Bei der Fortführung des Verfahrens soll das Amtsgericht berücksichtigen, dass der Senat die aufgezeigten Bedenken im Hinblick auf § 181 BGB nicht teilt. Es erscheint schon fraglich, ob § 181 BGB überhaupt die vorliegende Konstellation erfasst. Die Erwägungen des Amtsgerichts, dass die Beteiligte zu 2) ihre Bevollmächtigte nicht wirksam von den Beschränkungen des § 181 BGB befreien konnte, mögen zwar zutreffen. Jedenfalls aber hat die Beteiligte zu 2) die Erklärungen der deshalb als vollmachtslose Vertreterin anzusehenden Frau H. am 04.11.2013 nachträglich genehmigt. An der Wirksamkeit dieser Genehmigung bestehen keine Zweifel, denn die nachträgliche Genehmigung erfasste das vorgenommene Geschäft so, wie es abgeschlossen worden ist. Entgegen der Annahme des Amtsgerichts setzte die Wirksamkeit dieser Genehmigung dagegen nicht voraus, dass die Genehmigenden ihrerseits von den Beschränkungen des § 181 BGB befreit waren. Einer solchen Befreiung von § 181 BGB bedarf es nicht, wenn – wie hier – die genehmigenden Vertreter der Beteiligten zu 2) – weder als Vertreter noch als Vertretene an dem Insichgeschäft beteiligt waren, da in diesen Fällen der Vertreter bei der Entscheidung über die Erteilung der Genehmigung widerstreitender Interessen nicht ausgesetzt ist (vgl. OLG Zweibrücken, Beschluss v. 05.01.2012 – 3 W 99/11 – m. w. N., zitiert nach Juris; Beschl. des Senats v. 19.01.2017, 3 W 7/17 m. w. N.).

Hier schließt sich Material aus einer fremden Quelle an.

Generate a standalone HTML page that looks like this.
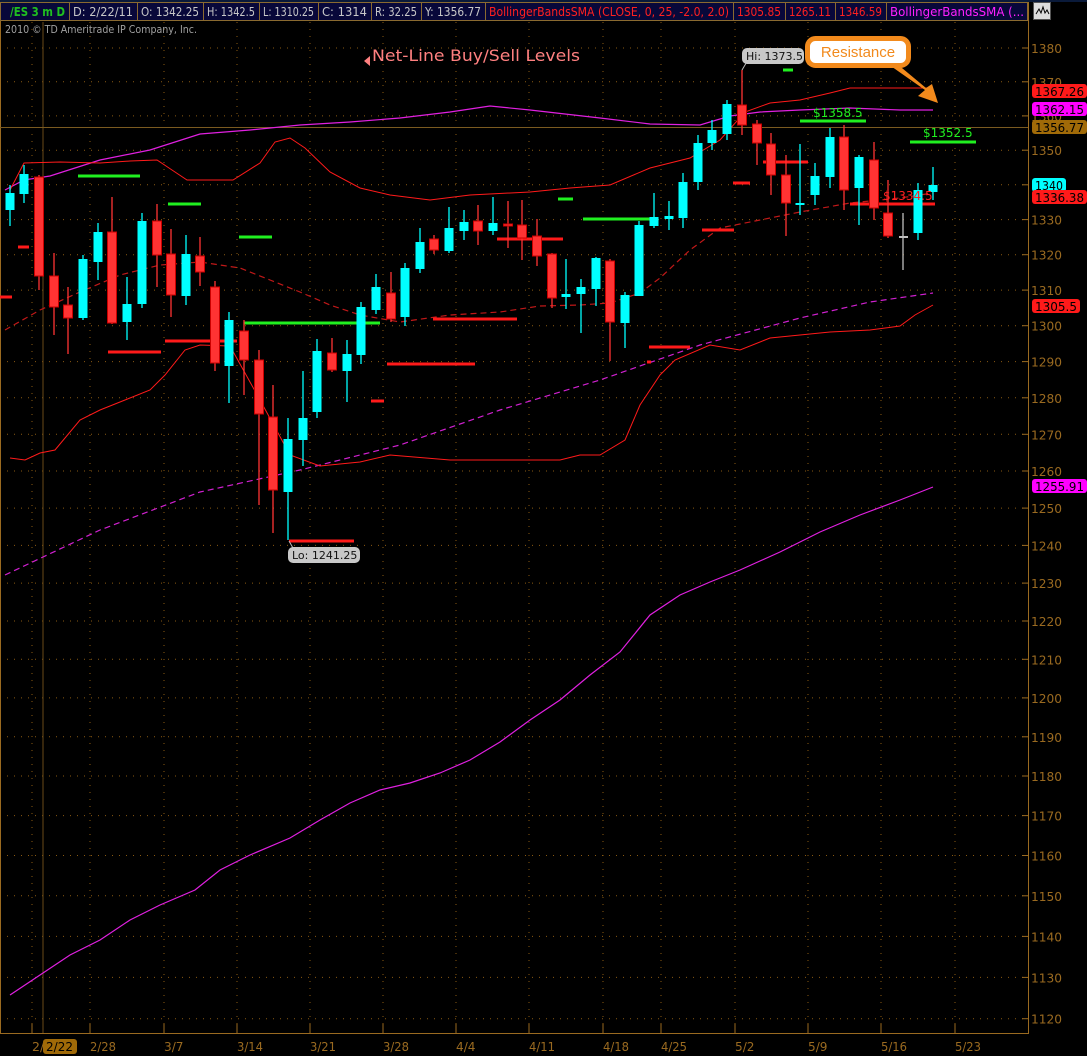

Soweit J. H. zugleich als vollmachtslose Vertreterin des Beteiligten zu 1) auftrat, wurde auch diese Erklärung von der vollmachtslos vertretenen Partei anschließend wirksam genehmigt. Auch zur Wirksamkeit dieser Genehmigung bedurfte es – wie oben ausgeführt – nicht der Befreiung des Genehmigenden von § 181 BGB.

Eine Kostenentscheidung ist wegen des Erfolgs der Beschwerde nicht veranlasst.